__Given exercise__.
Reproduce every line of the listing as written, apart from the pictures.

__Given data__.

━━━

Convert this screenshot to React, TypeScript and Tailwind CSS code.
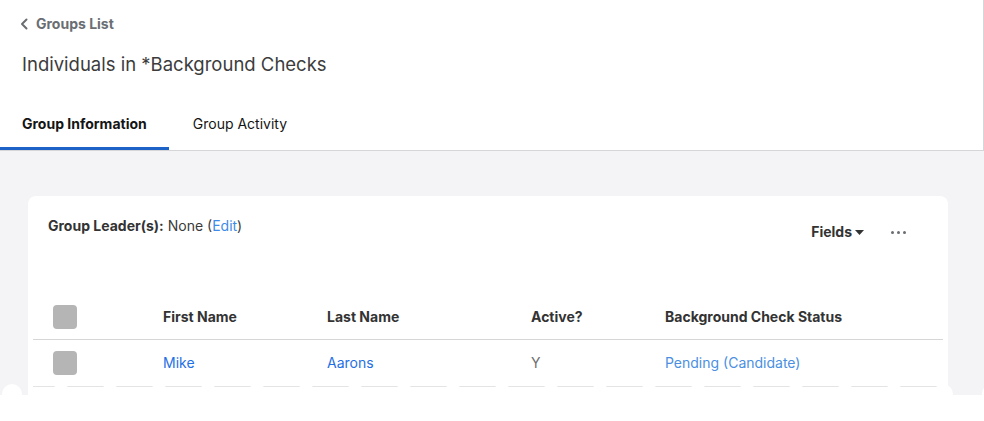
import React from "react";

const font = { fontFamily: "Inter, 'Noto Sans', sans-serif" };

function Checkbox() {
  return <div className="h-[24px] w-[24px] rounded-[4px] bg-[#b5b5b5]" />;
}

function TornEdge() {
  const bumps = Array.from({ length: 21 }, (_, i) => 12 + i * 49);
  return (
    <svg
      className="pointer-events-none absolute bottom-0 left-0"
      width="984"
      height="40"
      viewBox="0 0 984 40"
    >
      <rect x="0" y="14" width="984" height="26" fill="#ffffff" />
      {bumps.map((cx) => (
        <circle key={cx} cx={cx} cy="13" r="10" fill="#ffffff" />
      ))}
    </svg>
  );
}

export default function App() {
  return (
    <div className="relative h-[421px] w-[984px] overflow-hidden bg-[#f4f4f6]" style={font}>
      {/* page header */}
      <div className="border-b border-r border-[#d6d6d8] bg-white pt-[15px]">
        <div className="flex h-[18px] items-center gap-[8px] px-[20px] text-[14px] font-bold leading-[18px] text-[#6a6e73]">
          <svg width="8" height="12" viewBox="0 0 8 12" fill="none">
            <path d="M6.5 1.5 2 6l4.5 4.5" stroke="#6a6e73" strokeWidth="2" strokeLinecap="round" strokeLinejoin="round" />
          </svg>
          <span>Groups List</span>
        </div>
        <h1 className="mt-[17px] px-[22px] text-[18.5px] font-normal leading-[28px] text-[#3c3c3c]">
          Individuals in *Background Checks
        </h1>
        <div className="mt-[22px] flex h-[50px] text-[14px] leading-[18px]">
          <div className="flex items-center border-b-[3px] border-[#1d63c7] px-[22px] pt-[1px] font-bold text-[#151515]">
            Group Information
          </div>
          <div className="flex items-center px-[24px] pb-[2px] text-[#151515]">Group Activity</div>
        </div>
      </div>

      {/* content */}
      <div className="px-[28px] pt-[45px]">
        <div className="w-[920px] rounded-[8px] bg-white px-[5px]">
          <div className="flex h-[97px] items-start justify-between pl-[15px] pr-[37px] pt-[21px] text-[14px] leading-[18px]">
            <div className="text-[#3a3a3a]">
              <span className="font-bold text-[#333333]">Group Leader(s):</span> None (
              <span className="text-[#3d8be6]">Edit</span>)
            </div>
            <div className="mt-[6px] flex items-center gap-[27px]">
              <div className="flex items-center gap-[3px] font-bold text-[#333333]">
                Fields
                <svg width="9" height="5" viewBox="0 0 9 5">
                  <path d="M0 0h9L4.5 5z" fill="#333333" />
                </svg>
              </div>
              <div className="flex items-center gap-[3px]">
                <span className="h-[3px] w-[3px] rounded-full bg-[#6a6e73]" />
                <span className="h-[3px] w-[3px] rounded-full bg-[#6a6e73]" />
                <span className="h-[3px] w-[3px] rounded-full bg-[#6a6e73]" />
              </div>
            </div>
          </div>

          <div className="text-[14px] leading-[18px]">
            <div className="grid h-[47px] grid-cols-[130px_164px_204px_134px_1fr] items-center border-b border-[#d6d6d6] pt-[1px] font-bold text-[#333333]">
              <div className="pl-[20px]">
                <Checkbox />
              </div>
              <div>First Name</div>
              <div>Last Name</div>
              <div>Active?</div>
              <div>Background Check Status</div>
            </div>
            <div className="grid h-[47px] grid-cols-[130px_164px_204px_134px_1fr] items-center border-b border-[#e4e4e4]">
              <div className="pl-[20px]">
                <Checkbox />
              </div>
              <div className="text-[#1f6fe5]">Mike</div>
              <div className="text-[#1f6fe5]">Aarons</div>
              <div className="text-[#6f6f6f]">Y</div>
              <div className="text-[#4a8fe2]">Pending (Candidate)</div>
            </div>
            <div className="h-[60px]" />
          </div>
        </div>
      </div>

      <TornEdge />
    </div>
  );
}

━━━

__Complete response__.
Convert this screenshot to React, TypeScript and Tailwind CSS code.
import React from "react";

const font = { fontFamily: "Inter, 'Noto Sans', sans-serif" };

function Checkbox() {
  return <div className="h-[24px] w-[24px] rounded-[4px] bg-[#b5b5b5]" />;
}

function TornEdge() {
  const bumps = Array.from({ length: 21 }, (_, i) => 12 + i * 49);
  return (
    <svg
      className="pointer-events-none absolute bottom-0 left-0"
      width="984"
      height="40"
      viewBox="0 0 984 40"
    >
      <rect x="0" y="14" width="984" height="26" fill="#ffffff" />
      {bumps.map((cx) => (
        <circle key={cx} cx={cx} cy="13" r="10" fill="#ffffff" />
      ))}
    </svg>
  );
}

export default function App() {
  return (
    <div className="relative h-[421px] w-[984px] overflow-hidden bg-[#f4f4f6]" style={font}>
      {/* page header */}
      <div className="border-b border-r border-[#d6d6d8] bg-white pt-[15px]">
        <div className="flex h-[18px] items-center gap-[8px] px-[20px] text-[14px] font-bold leading-[18px] text-[#6a6e73]">
          <svg width="8" height="12" viewBox="0 0 8 12" fill="none">
            <path d="M6.5 1.5 2 6l4.5 4.5" stroke="#6a6e73" strokeWidth="2" strokeLinecap="round" strokeLinejoin="round" />
          </svg>
          <span>Groups List</span>
        </div>
        <h1 className="mt-[17px] px-[22px] text-[18.5px] font-normal leading-[28px] text-[#3c3c3c]">
          Individuals in *Background Checks
        </h1>
        <div className="mt-[22px] flex h-[50px] text-[14px] leading-[18px]">
          <div className="flex items-center border-b-[3px] border-[#1d63c7] px-[22px] pt-[1px] font-bold text-[#151515]">
            Group Information
          </div>
          <div className="flex items-center px-[24px] pb-[2px] text-[#151515]">Group Activity</div>
        </div>
      </div>

      {/* content */}
      <div className="px-[28px] pt-[45px]">
        <div className="w-[920px] rounded-[8px] bg-white px-[5px]">
          <div className="flex h-[97px] items-start justify-between pl-[15px] pr-[37px] pt-[21px] text-[14px] leading-[18px]">
            <div className="text-[#3a3a3a]">
              <span className="font-bold text-[#333333]">Group Leader(s):</span> None (
              <span className="text-[#3d8be6]">Edit</span>)
            </div>
            <div className="mt-[6px] flex items-center gap-[27px]">
              <div className="flex items-center gap-[3px] font-bold text-[#333333]">
                Fields
                <svg width="9" height="5" viewBox="0 0 9 5">
                  <path d="M0 0h9L4.5 5z" fill="#333333" />
                </svg>
              </div>
              <div className="flex items-center gap-[3px]">
                <span className="h-[3px] w-[3px] rounded-full bg-[#6a6e73]" />
                <span className="h-[3px] w-[3px] rounded-full bg-[#6a6e73]" />
                <span className="h-[3px] w-[3px] rounded-full bg-[#6a6e73]" />
              </div>
            </div>
          </div>

          <div className="text-[14px] leading-[18px]">
            <div className="grid h-[47px] grid-cols-[130px_164px_204px_134px_1fr] items-center border-b border-[#d6d6d6] pt-[1px] font-bold text-[#333333]">
              <div className="pl-[20px]">
                <Checkbox />
              </div>
              <div>First Name</div>
              <div>Last Name</div>
              <div>Active?</div>
              <div>Background Check Status</div>
            </div>
            <div className="grid h-[47px] grid-cols-[130px_164px_204px_134px_1fr] items-center border-b border-[#e4e4e4]">
              <div className="pl-[20px]">
                <Checkbox />
              </div>
              <div className="text-[#1f6fe5]">Mike</div>
              <div className="text-[#1f6fe5]">Aarons</div>
              <div className="text-[#6f6f6f]">Y</div>
              <div className="text-[#4a8fe2]">Pending (Candidate)</div>
            </div>
            <div className="h-[60px]" />
          </div>
        </div>
      </div>

      <TornEdge />
    </div>
  );
}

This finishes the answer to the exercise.